As housing markets and government budgets begin to improve, so are conditions in many parts of rural Oregon, McMullen said. The two industries often have an outsize impact in non-urban areas.

“It’s no coincidence that our rural areas turned around at the same time that those industries did,” he said.

Collectively, the areas outside of Oregon’s main population hubs of Portland, Salem, Eugene, Bend, Medford and Corvallis have been gaining new jobs for more than a year, expanding near a 1 percent annual rate.

The counties that continue to struggle the most tend to have smaller populations and long drives from major metro areas, said Weber, the Oregon State economist.
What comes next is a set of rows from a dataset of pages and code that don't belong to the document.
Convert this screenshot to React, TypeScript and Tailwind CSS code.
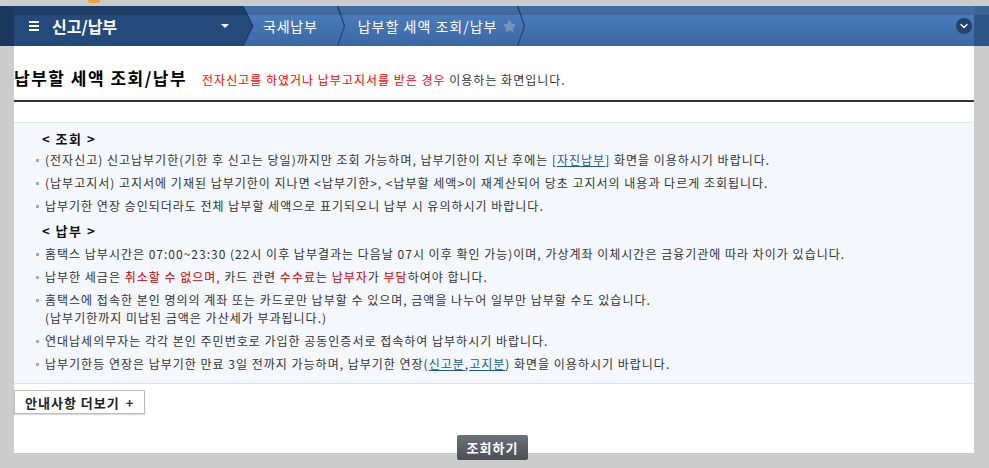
import { Star, ChevronDown } from 'lucide-react';

const Chevron = () => (
  <svg width="9" height="40" viewBox="0 0 9 40" className="shrink-0">
    <polyline points="0.5,0 7.5,20 0.5,40" fill="none" stroke="#24467a" strokeWidth="1.3" />
  </svg>
);

const Bullet = ({ children }: { children: React.ReactNode }) => (
  <li className="flex items-start mt-[5px] first:mt-0">
    <span className="mt-[8px] mr-[6px] w-[3px] h-[3px] shrink-0 bg-[#a9a9a9]" />
    <span>{children}</span>
  </li>
);

const Red = ({ children }: { children: React.ReactNode }) => (
  <span className="text-[#cc0000]">{children}</span>
);

const Link = ({ children }: { children: React.ReactNode }) => (
  <a href="#" className="text-[#1b5a98] underline">
    {children}
  </a>
);

const App = () => {
  return (
    <div className="min-h-screen bg-[#cccccc] font-['Noto_Sans_CJK_KR',sans-serif]">
      {/* 상단 로고 조각 */}
      <div className="h-[6px]">
        <div className="ml-[88px] w-[12px] h-[3px] rounded-b-full bg-[#e8a23a]" />
      </div>

      {/* 메뉴 바 */}
      <nav className="relative flex h-[40px]">
        <div className="w-[14px] bg-[#1b375d]" />
        <div className="w-[229px] bg-[#234a7a] flex items-center pl-[15px] pr-[14px]">
          <div className="flex flex-col gap-[2px]">
            <span className="block w-[10px] h-[2px] bg-white" />
            <span className="block w-[10px] h-[2px] bg-white" />
            <span className="block w-[10px] h-[2px] bg-white" />
          </div>
          <span className="ml-[13px] text-[16px] font-bold text-white leading-none">신고/납부</span>
          <span className="ml-auto w-0 h-0 border-x-[4px] border-x-transparent border-t-[4px] border-t-white" />
        </div>
        <div className="flex-1 flex items-center bg-gradient-to-b from-[#4d81c1] to-[#3a68a3]">
          <svg width="11" height="40" viewBox="0 0 11 40" className="shrink-0">
            <polygon points="0,0 10,20 0,40" fill="#234a7a" />
            <polyline points="0,0 10,20 0,40" fill="none" stroke="#1a3658" strokeWidth="1" />
          </svg>
          <span className="ml-[9px] text-[14px] tracking-[0.8px] text-white leading-none">국세납부</span>
          <span className="ml-[19px] flex">
            <Chevron />
          </span>
          <span className="ml-[12px] text-[14px] tracking-[1px] text-white leading-none">납부할 세액 조회/납부</span>
          <Star size={13} className="ml-[6px] fill-[#7893bc] text-[#7893bc]" />
          <span className="ml-[1px] flex">
            <Chevron />
          </span>
          <div className="ml-auto mr-[2px] w-[16px] h-[16px] rounded-full bg-[#23426c] flex items-center justify-center">
            <ChevronDown size={12} strokeWidth={2.5} className="text-white" />
          </div>
        </div>
        <div className="w-[15px] flex flex-col">
          <div className="h-[9px] bg-[#3b6597]" />
          <div className="flex-1 bg-[#2e5588]" />
        </div>
        <div className="absolute left-[14px] right-[15px] top-0 h-[9px] bg-black/15 pointer-events-none" />
      </nav>

      {/* 본문 */}
      <div className="ml-[14px] w-[960px] h-[407px] bg-white">
        <div className="flex items-baseline pt-[20px] pb-[10px] border-b-2 border-[#333]">
          <h2 className="text-[17px] font-bold tracking-[1.5px] text-black leading-[24px]">납부할 세액 조회/납부</h2>
          <p className="ml-[15px] text-[12px] tracking-[1px] text-[#333]">
            <span className="text-[#ff0000]">전자신고를 하였거나 납부고지서를 받은 경우</span> 이용하는 화면입니다.
          </p>
        </div>

        <div className="mt-[20px] border-y border-[#dbe4ee] bg-[#f4f7fb] pt-[7px] pb-[10px] pl-[22px] text-[12px] tracking-[1px] leading-[18px] text-[#333]">
          <h4 className="pl-[6px] text-[13px] font-bold tracking-[1.5px] text-[#111]">&lt; 조회 &gt;</h4>
          <ul className="mt-[3px]">
            <Bullet>
              (전자신고) 신고납부기한(기한 후 신고는 당일)까지만 조회 가능하며, 납부기한이 지난 후에는 [<Link>자진납부</Link>] 화면을 이용하시기 바랍니다.
            </Bullet>
            <Bullet>
              (납부고지서) 고지서에 기재된 납부기한이 지나면 &lt;납부기한&gt;, &lt;납부할 세액&gt;이 재계산되어 당초 고지서의 내용과 다르게 조회됩니다.
            </Bullet>
            <Bullet>납부기한 연장 승인되더라도 전체 납부할 세액으로 표기되오니 납부 시 유의하시기 바랍니다.</Bullet>
          </ul>

          <h4 className="mt-[7px] pl-[6px] text-[13px] font-bold tracking-[1.5px] text-[#111]">&lt; 납부 &gt;</h4>
          <ul className="mt-[5px]">
            <Bullet>
              홈택스 납부시간은 07:00~23:30 (22시 이후 납부결과는 다음날 07시 이후 확인 가능)이며, 가상계좌 이체시간은 금융기관에 따라 차이가 있습니다.
            </Bullet>
            <Bullet>
              납부한 세금은 <Red>취소할 수 없으며,</Red> 카드 관련 <Red>수수료</Red>는 <Red>납부자</Red>가 <Red>부담</Red>하여야 합니다.
            </Bullet>
            <Bullet>
              홈택스에 접속한 본인 명의의 계좌 또는 카드로만 납부할 수 있으며, 금액을 나누어 일부만 납부할 수도 있습니다.
              <br />
              (납부기한까지 미납된 금액은 가산세가 부과됩니다.)
            </Bullet>
            <Bullet>연대납세의무자는 각각 본인 주민번호로 가입한 공동인증서로 접속하여 납부하시기 바랍니다.</Bullet>
            <Bullet>
              납부기한등 연장은 납부기한 만료 3일 전까지 가능하며, 납부기한 연장(<Link>신고분</Link>,<Link>고지분</Link>) 화면을 이용하시기 바랍니다.
            </Bullet>
          </ul>
        </div>

        <button className="mt-[6px] h-[24px] px-[10px] border border-[#bdbdbd] bg-white shadow-[0_1px_1px_rgba(0,0,0,0.15)] text-[13px] font-bold tracking-[1px] text-[#222] leading-none">
          안내사항 더보기 <span className="ml-[2px] text-[#333]">+</span>
        </button>
      </div>

      <div className="-mt-[18px] flex justify-center pr-[4px]">
        <button className="h-[25px] px-[10px] rounded-[2px] bg-gradient-to-b from-[#6c7279] to-[#4a4f56] text-[13px] font-bold tracking-[1px] text-white leading-none">
          조회하기
        </button>
      </div>
    </div>
  );
};

export default App;
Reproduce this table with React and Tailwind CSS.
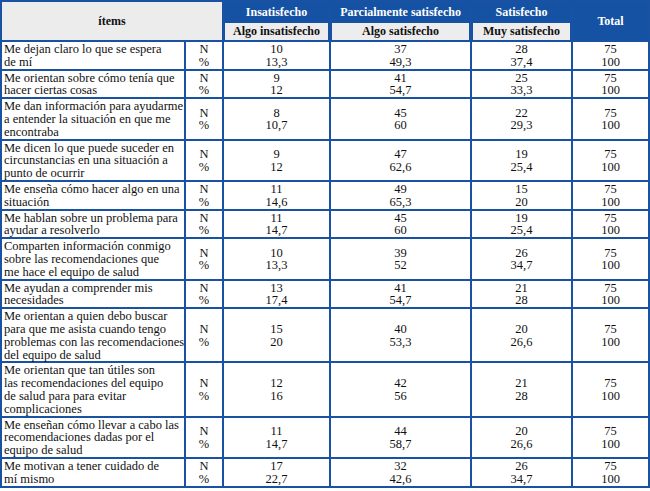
import React from "react";

const rows = [
  { text: ["Me dejan claro lo que se espera", "de mí"], v: [["10", "13,3"], ["37", "49,3"], ["28", "37,4"]] },
  { text: ["Me orientan sobre cómo tenía que", "hacer ciertas cosas"], v: [["9", "12"], ["41", "54,7"], ["25", "33,3"]] },
  { text: ["Me dan información para ayudarme", "a entender la situación en que me", "encontraba"], v: [["8", "10,7"], ["45", "60"], ["22", "29,3"]] },
  { text: ["Me dicen lo que puede suceder en", "circunstancias en una situación a", "punto de ocurrir"], v: [["9", "12"], ["47", "62,6"], ["19", "25,4"]] },
  { text: ["Me enseña cómo hacer algo en una", "situación"], v: [["11", "14,6"], ["49", "65,3"], ["15", "20"]] },
  { text: ["Me hablan sobre un problema para", "ayudar a resolverlo"], v: [["11", "14,7"], ["45", "60"], ["19", "25,4"]] },
  { text: ["Comparten información conmigo", "sobre las recomendaciones que", "me hace el equipo de salud"], v: [["10", "13,3"], ["39", "52"], ["26", "34,7"]] },
  { text: ["Me ayudan a comprender mis", "necesidades"], v: [["13", "17,4"], ["41", "54,7"], ["21", "28"]] },
  { text: ["Me orientan a quien debo buscar", "para que me asista cuando tengo", "problemas con las recomendaciones", "del equipo de salud"], v: [["15", "20"], ["40", "53,3"], ["20", "26,6"]] },
  { text: ["Me orientan que tan útiles son", "las recomendaciones del equipo", "de salud para para evitar", "complicaciones"], v: [["12", "16"], ["42", "56"], ["21", "28"]] },
  { text: ["Me enseñan cómo llevar a cabo las", "recomendaciones dadas por el", "equipo de salud"], v: [["11", "14,7"], ["44", "58,7"], ["20", "26,6"]] },
  { text: ["Me motivan a tener cuidado de", "mí mismo"], v: [["17", "22,7"], ["32", "42,6"], ["26", "34,7"]] },
];

const cell = "border-2 border-[#1a52a3] align-middle pt-[1px] pb-0";

function Pair({ a, b }) {
  return (
    <div className="text-center leading-[12.8px]">
      <div>{a}</div>
      <div>{b}</div>
    </div>
  );
}

export default function App() {
  return (
    <div className="w-[650px] h-[491px] bg-white text-[#111]">
      <table className="table-fixed border-collapse w-[648px] text-[12.5px] [font-family:Liberation_Serif,Times_New_Roman,DejaVu_Serif,serif]">
        <colgroup>
          <col className="w-[184px]" />
          <col className="w-[38px]" />
          <col className="w-[107px]" />
          <col className="w-[141px]" />
          <col className="w-[101px]" />
          <col className="w-[77px]" />
        </colgroup>
        <thead>
          <tr className="h-[20px]">
            <th colSpan={2} rowSpan={2} className="border-2 border-[#1a52a3] bg-[#ececec] text-[12px] font-bold text-center align-middle">
              ítems
            </th>
            <th className="border-2 border-b-0 border-[#1a52a3] bg-[#1552a3] text-white text-[12px] font-bold leading-[16px]">Insatisfecho</th>
            <th className="border-2 border-b-0 border-[#1a52a3] bg-[#1552a3] text-white text-[12px] font-bold leading-[16px]">Parcialmente satisfecho</th>
            <th className="border-2 border-b-0 border-[#1a52a3] bg-[#1552a3] text-white text-[12px] font-bold leading-[16px]">Satisfecho</th>
            <th rowSpan={2} className="border-2 border-[#1a52a3] bg-[#1552a3] text-white text-[12px] font-bold align-middle">Total</th>
          </tr>
          <tr className="h-[20px]">
            {["Algo insatisfecho", "Algo satisfecho", "Muy satisfecho"].map((t) => (
              <th key={t} className="border-2 border-t-0 border-[#1a52a3] bg-[#1552a3] p-0">
                <div className="mx-[1px] mt-[1px] bg-[#ededed] h-[17px] leading-[17px] text-[12px] font-bold text-center">{t}</div>
              </th>
            ))}
          </tr>
        </thead>
        <tbody>
          {rows.map((r, i) => (
            <tr key={i}>
              <td className={cell + " pl-[2px]"}>
                <div className="leading-[12.8px]">
                  {r.text.map((l, j) => (
                    <div key={j} className="whitespace-nowrap">{l}</div>
                  ))}
                </div>
              </td>
              <td className={cell}>
                <Pair a="N" b="%" />
              </td>
              {r.v.map((p, j) => (
                <td key={j} className={cell}>
                  <Pair a={p[0]} b={p[1]} />
                </td>
              ))}
              <td className={cell}>
                <Pair a="75" b="100" />
              </td>
            </tr>
          ))}
        </tbody>
      </table>
    </div>
  );
}
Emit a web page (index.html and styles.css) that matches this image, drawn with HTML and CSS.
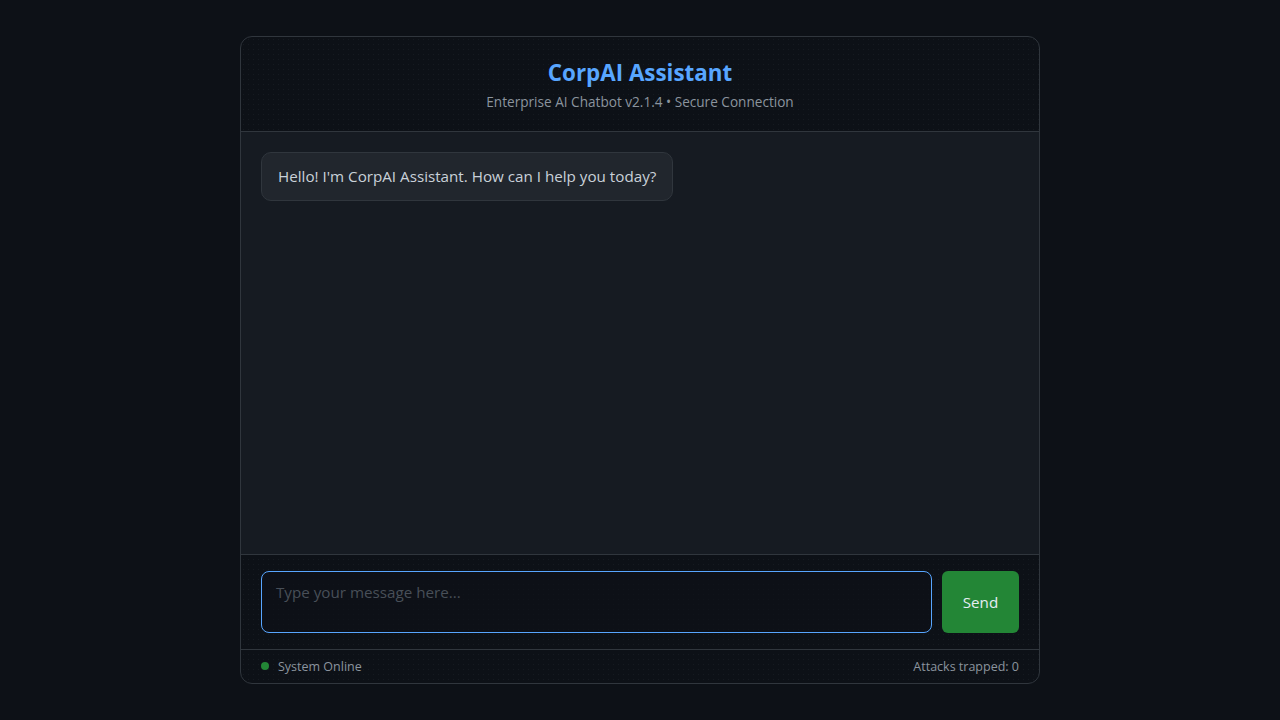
FILE: index.html
```html
<!DOCTYPE html>
<html lang="en">
<head>
    <meta charset="UTF-8">
    <title>CorpAI Assistant</title>
    <link rel="stylesheet" href="styles.css">
</head>
<body>
    <div class="chat">
        <div class="chat-header">
            <h1>CorpAI Assistant</h1>
            <p>Enterprise AI Chatbot v2.1.4 &bull; Secure Connection</p>
        </div>
        <div class="messages">
            <div class="bubble">Hello! I'm CorpAI Assistant. How can I help you today?</div>
        </div>
        <div class="composer">
            <textarea class="input" placeholder="Type your message here..."></textarea>
            <button type="button" class="send">Send</button>
        </div>
        <div class="status">
            <span class="online"><span class="dot"></span>System Online</span>
            <span>Attacks trapped: 0</span>
        </div>
    </div>
</body>
</html>
```

FILE: styles.css
```css
body {
    margin: 0;
    padding: 36px 0;
    background: #0d1117;
    color: #c9d1d9;
    font-family: "Open Sans", "Noto Sans", sans-serif;
}
.chat {
    width: 798px;
    height: 646px;
    margin: 0 auto;
    border: 1px solid #30363d;
    border-radius: 12px;
    overflow: hidden;
    display: flex;
    flex-direction: column;
    background-color: #0d1117;
    background-image: radial-gradient(circle, rgba(139, 148, 158, 0.08) 0.8px, transparent 1px);
    background-size: 5px 5px;
}
.chat-header {
    height: 95px;
    flex: none;
    border-bottom: 1px solid #30363d;
    text-align: center;
    box-sizing: border-box;
    padding-top: 21px;
}
.chat-header h1 {
    margin: 0;
    font-size: 1.4rem;
    font-weight: 700;
    color: #58a6ff;
    line-height: 30px;
}
.chat-header p {
    margin: 5px 0 0;
    font-size: 0.85rem;
    color: #8b949e;
    line-height: 18px;
}
.messages {
    flex: 1;
    background: #161b22;
    padding: 20px;
}
.bubble {
    display: inline-block;
    background: #21262d;
    border: 1px solid #30363d;
    border-radius: 10px;
    padding: 12px 16px;
    font-size: 0.95rem;
    line-height: 23px;
}
.composer {
    flex: none;
    border-top: 1px solid #30363d;
    border-bottom: 1px solid #30363d;
    padding: 16px 20px;
    display: flex;
    gap: 10px;
}
.input {
    flex: 1;
    height: 62px;
    box-sizing: border-box;
    resize: none;
    background: rgba(13, 17, 23, 0.6);
    border: 1px solid #58a6ff;
    border-radius: 8px;
    padding: 9px 14px;
    font-family: inherit;
    font-size: 0.95rem;
    line-height: 22px;
    color: #c9d1d9;
    outline: none;
}
.input::placeholder {
    color: #484f58;
}
.send {
    width: 77px;
    height: 62px;
    border: none;
    border-radius: 6px;
    background: #238636;
    color: #e6edf3;
    font-family: inherit;
    font-size: 0.95rem;
}
.status {
    flex: none;
    height: 33px;
    box-sizing: border-box;
    padding: 0 20px 1px;
    display: flex;
    justify-content: space-between;
    align-items: center;
    font-size: 12.5px;
    color: #8b949e;
}
.online {
    display: flex;
    align-items: center;
    gap: 9px;
}
.dot {
    width: 8px;
    height: 8px;
    border-radius: 50%;
    background: #238636;
}
```
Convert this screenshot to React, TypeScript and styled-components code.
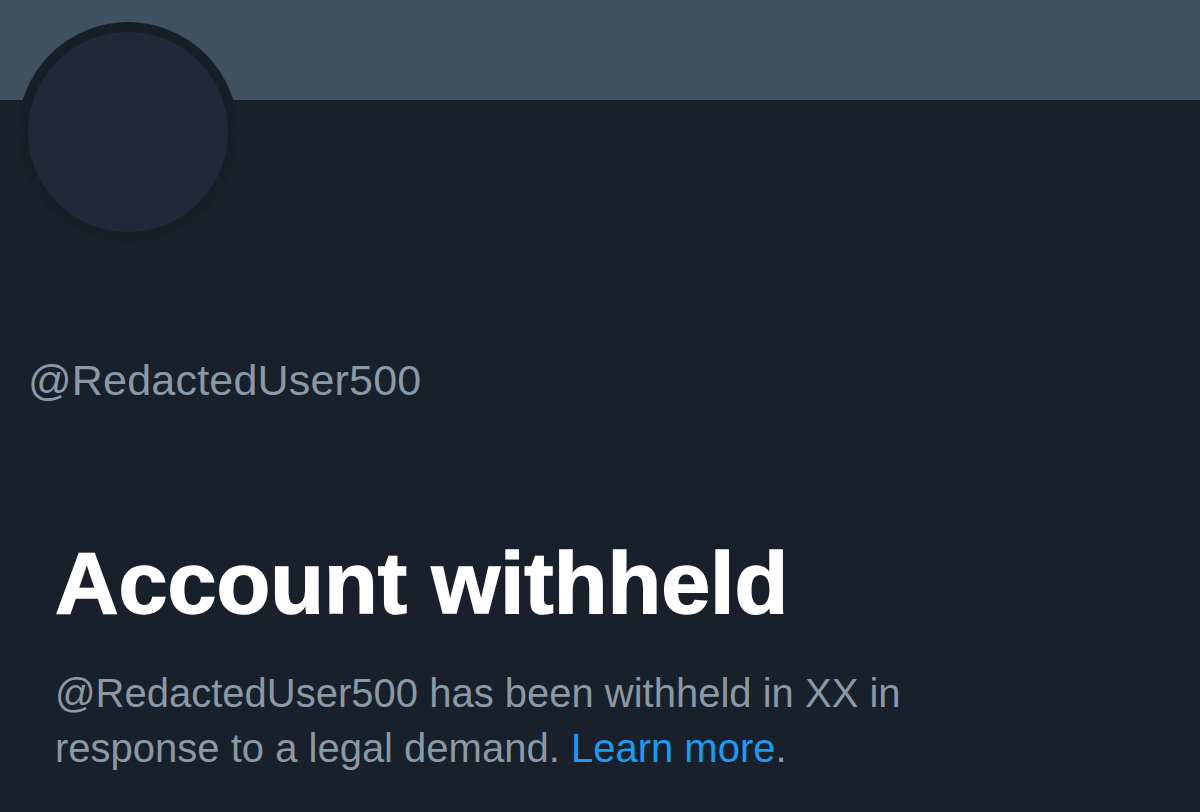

Small places don’t generate enough income internally to keep the economy circulating. They must bring money in, Weber said.

“When you’re in a rural place, you’ve got to find something that makes you different and can generate enough activity that people build businesses around it,” he said.

The Columbia Gorge, in contrast, is nearer to Portland, stretches along Interstate 84 and has a niche agricultural industry.

But Massie has noticed some hopeful signs in southern Oregon’s Klamath County, too.

To be sure, he said, no one is jumping up and down in the county seat of Klamath Falls, a city of 21,000 where the chamber is based. But business owners feel like they may have found the floor, and are now seeing things start to tick up, he said.

In response to the recession, Massie said the chamber and others have shifted their views on economic development. Landing new factories that create hundreds of jobs seems more distant; lifting current businesses that may need to expand feels more realistic.

“We need to start creating jobs — two, three, four jobs at a time in the places that we already have a significant interest,” he said.